• Guest Author

Unstructured Data: The Abyss

The volume of business data worldwide is doubling every 1.2 years, according to Analytics Week, and poor data is estimated to cost businesses 20%–35% of their operating revenue. This may sound dramatic, but when you consider the implications, if left unaddressed, unstructured data can become a seemingly endless abyss. In addition to the costs associated with lost productivity and increased liability due to unstructured data collection, this influx could also be slowing down your IT systems.

Documents are generated every day at an increasing pace and every document, email, file, etc. that gets generated has potential liability concerns and costs for your business. Both the value and risks related to unstructured data are growing exponentially and can affect your bottom line. Harnessing that data can provide powerful information to improve processes and efficiencies. Ignoring it can be wasteful and can become very costly, especially in the case of a security breach.

Studies report that unstructured data accounts for an estimated 80% of all business-related information and the volume of that data is growing by 62% per year. Being informed about unstructured data is important so you know what you are dealing with, the risks involved, and the potential value of the crucial information lost in emails to and from client calls, meeting notes and documents shared between colleagues and clients.

So, what exactly is Unstructured Data?

Think of all the information received and shared via messaging apps, text, email, work submitted informally, client file submissions, phone calls, etc.

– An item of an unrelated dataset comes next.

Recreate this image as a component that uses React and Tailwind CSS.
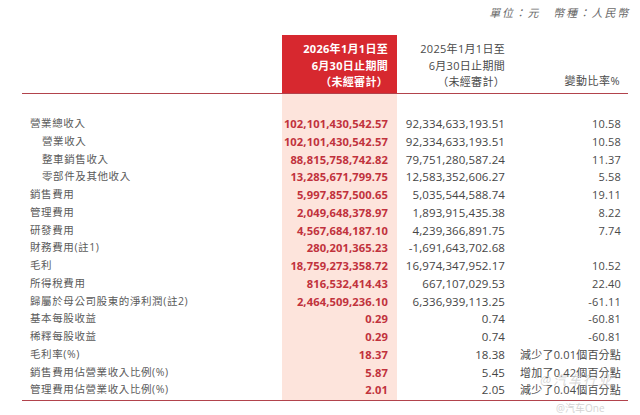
import React from "react";

const rows = [
  { label: "營業總收入", indent: false, cur: "102,101,430,542.57", prev: "92,334,633,193.51", chg: "10.58" },
  { label: "營業收入", indent: true, cur: "102,101,430,542.57", prev: "92,334,633,193.51", chg: "10.58" },
  { label: "整車銷售收入", indent: true, cur: "88,815,758,742.82", prev: "79,751,280,587.24", chg: "11.37" },
  { label: "零部件及其他收入", indent: true, cur: "13,285,671,799.75", prev: "12,583,352,606.27", chg: "5.58" },
  { label: "銷售費用", indent: false, cur: "5,997,857,500.65", prev: "5,035,544,588.74", chg: "19.11" },
  { label: "管理費用", indent: false, cur: "2,049,648,378.97", prev: "1,893,915,435.38", chg: "8.22" },
  { label: "研發費用", indent: false, cur: "4,567,684,187.10", prev: "4,239,366,891.75", chg: "7.74" },
  { label: "財務費用(註1)", indent: false, cur: "280,201,365.23", prev: "-1,691,643,702.68", chg: "" },
  { label: "毛利", indent: false, cur: "18,759,273,358.72", prev: "16,974,347,952.17", chg: "10.52" },
  { label: "所得稅費用", indent: false, cur: "816,532,414.43", prev: "667,107,029.53", chg: "22.40" },
  { label: "歸屬於母公司股東的淨利潤(註2)", indent: false, cur: "2,464,509,236.10", prev: "6,336,939,113.25", chg: "-61.11" },
  { label: "基本每股收益", indent: false, cur: "0.29", prev: "0.74", chg: "-60.81" },
  { label: "稀釋每股收益", indent: false, cur: "0.29", prev: "0.74", chg: "-60.81" },
  { label: "毛利率(%)", indent: false, cur: "18.37", prev: "18.38", chg: "減少了0.01個百分點" },
  { label: "銷售費用佔營業收入比例(%)", indent: false, cur: "5.87", prev: "5.45", chg: "增加了0.42個百分點" },
  { label: "管理費用佔營業收入比例(%)", indent: false, cur: "2.01", prev: "2.05", chg: "減少了0.04個百分點" },
];

const font = "font-['Open_Sans','Noto_Sans_CJK_TC',sans-serif]";

export default function App() {
  return (
    <div className={`relative w-[640px] h-[415px] bg-white overflow-hidden ${font}`}>
      {/* unidad */}
      <div className="flex justify-end h-[35px] pr-[10px] pt-[5px]">
        <span className="text-[11px] leading-[16px] italic tracking-[1.8px] text-[#6a6a6a]">
          單位：元　幣種：人民幣
        </span>
      </div>

      <div className="ml-[22px] w-[606px]">
        {/* encabezado */}
        <div className="grid grid-cols-[260px_115px_113px_118px] h-[59px] border-b-[1.5px] border-[#b2434c]">
          <div />
          <div className="bg-[#d7282f] pt-[6px] pr-[9px] text-right text-[11px] leading-[16.5px] font-bold tracking-[0.3px] text-white">
            <div>2026年1月1日至</div>
            <div>6月30日止期間</div>
            <div>（未經審計）</div>
          </div>
          <div className="pt-[6px] pr-[5px] text-right text-[11px] leading-[16.5px] tracking-[0.3px] text-[#4a4a4a]">
            <div>2025年1月1日至</div>
            <div>6月30日止期間</div>
            <div>（未經審計）</div>
          </div>
          <div className="flex flex-col justify-end pb-[4px] pr-[8px] text-right text-[11px] leading-[16.5px] tracking-[0.5px] text-[#4a4a4a]">
            <div>變動比率%</div>
          </div>
        </div>

        {/* cuerpo */}
        <div className="border-b-[1.5px] border-[#b2434c]">
          <div className="grid grid-cols-[260px_115px_113px_118px] h-[21px]">
            <div />
            <div className="bg-[#fde4dc]" />
          </div>
          {rows.map((r, i) => (
            <div key={i} className="grid grid-cols-[260px_115px_113px_118px] h-[17.75px] items-center text-[11px] leading-[17.75px]">
              <div className={`${r.indent ? "pl-[20px]" : "pl-[8px]"} text-[10.5px] tracking-[0.6px] text-[#5a5a5a] whitespace-nowrap`}>
                {r.label}
              </div>
              <div className="h-full bg-[#fde4dc] pr-[9px] text-right text-[11.2px] font-bold tracking-[0.1px] text-[#c1323c]">
                {r.cur}
              </div>
              <div className="pr-[5px] text-right text-[11.5px] tracking-[0.1px] text-[#454545]">{r.prev}</div>
              <div className="pr-[7px] text-right text-[11px] tracking-[0.2px] text-[#4a4a4a] whitespace-nowrap">{r.chg}</div>
            </div>
          ))}
          <div className="grid grid-cols-[260px_115px_113px_118px] h-[1px]">
            <div />
            <div className="bg-[#fde4dc]" />
          </div>
        </div>
      </div>

      {/* marca de agua */}
      <span className="absolute left-[540px] top-[371px] text-[13px] text-[#cfcfcf]/80 tracking-[2px] italic">
        @汽车行业
      </span>
      <span className="absolute left-[556px] top-[402px] text-[10px] leading-[12px] text-[#d4d4d4]">
        @汽车One
      </span>
    </div>
  );
}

We have so many tools used to collaborate and communicate remotely that if you don't have a system in place to capture that data it is considered unstructured data. Unstructured data has an internal structure but is not structured via pre-defined data models or schema. It may be textual or non-textual and can be generated by humans or machines.

To help get an idea of the breadth of what we are talking about, here are few examples of sources of unstructured content:

  • Proposals

  • Contracts

  • Legal documents

  • HR documents

  • Financial reports

  • Forms

  • Scanned Documents

  • Memos

  • Emails, Phone calls, Instant Messages

  • Correspondence with customers, vendors and partners

  • Collaboration software

  • Business applications

The Rapid Growth of Unstructured Data

Analytics Week Reports that data production will be 44 times greater in 2020 than in 2009.

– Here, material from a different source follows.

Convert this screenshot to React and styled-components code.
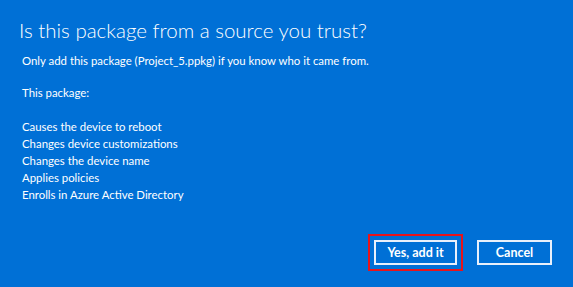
import React from 'react'
import styled, { createGlobalStyle } from 'styled-components'

const Global = createGlobalStyle`
  html, body { margin: 0; padding: 0; }
  body { background: #0070d6; font-family: Lato, "Open Sans", sans-serif; }
`

const items = [
  'Causes the device to reboot',
  'Changes device customizations',
  'Changes the device name',
  'Applies policies',
  'Enrolls in Azure Active Directory',
]

export default function App() {
  return (
    <>
      <Global />
      <Dialog>
        <Title>Is this package from a source you trust?</Title>
        <Body>
          <Line>Only add this package (Project_5.ppkg) if you know who it came from.</Line>
          <Line $gap>This package:</Line>
          <List>
            {items.map((t) => (
              <Line key={t}>{t}</Line>
            ))}
          </List>
        </Body>
        <Actions>
          <Button $highlight>Yes, add it</Button>
          <Button $narrow>Cancel</Button>
        </Actions>
      </Dialog>
    </>
  )
}

const Dialog = styled.div`
  width: 573px;
  height: 287px;
  box-sizing: border-box;
  background: #0070d6;
  color: #fff;
  padding: 15px 21px 0 19px;
  display: flex;
  flex-direction: column;
`

const Title = styled.h1`
  margin: 0;
  font-family: Lato, "Open Sans", sans-serif;
  font-weight: 300;
  font-size: 20.5px;
  line-height: 30px;
`

const Body = styled.div`
  padding-left: 3px;
  margin-top: 7px;
  font-size: 11.4px;
  line-height: 17px;
`

const Line = styled.div`
  margin-top: ${(p) => (p.$gap ? '15px' : '0')};
  white-space: nowrap;
`

const List = styled.div`
  margin-top: 17px;
`

const Actions = styled.div`
  margin-top: auto;
  margin-bottom: 22px;
  display: flex;
  justify-content: flex-end;
  gap: 20px;
`

const Button = styled.button`
  width: ${(p) => (p.$narrow ? '75px' : '83px')};
  height: 25px;
  box-sizing: border-box;
  background: #0070d6;
  border: 2px solid #e8f0fb;
  color: #fff;
  font-family: Lato, "Open Sans", sans-serif;
  font-weight: 700;
  font-size: 12.5px;
  padding: 0;
  outline: ${(p) => (p.$highlight ? '2px solid #e8141b' : 'none')};
  outline-offset: 4px;
`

Advancing technology and increasingly powerful devices in every pocket or wrist, are contributing to the problem of generating more and more digital content that is unstructured. While structured data is often stored safely in firewall protected servers, unstructured data is a substantial security risk for all businesses. Many businesses are aware of unstructured data but unaware of the value and amount that is unprotected in the cloud or on their servers. Making deliberate changes can make this data more accessible and improve security.

Forbes reports that 71% of enterprises are struggling to manage and protect unstructured data. Many businesses don't even know that they are collecting information that, if structured correctly, could be very valuable to their organization if it was searchable and available for analysis. That data cannot be utilized until businesses identify what they need to find, extract, organize, and store. Having organized access to that data can allow businesses to identify trends, strengths, and weaknesses that can drive process improvements and in return drive up revenue.

Data privacy regulations can also come into play when your team doesn't even know what they have collected. Many companies are not protecting unstructured data because they just don't know how much they have or where to locate it. Having a strategy and effective tools to manage information is crucial to identify, secure and track unstructured data. Setting guidelines for who has access to data, how to classify it and where to store it can result in drastic improvements.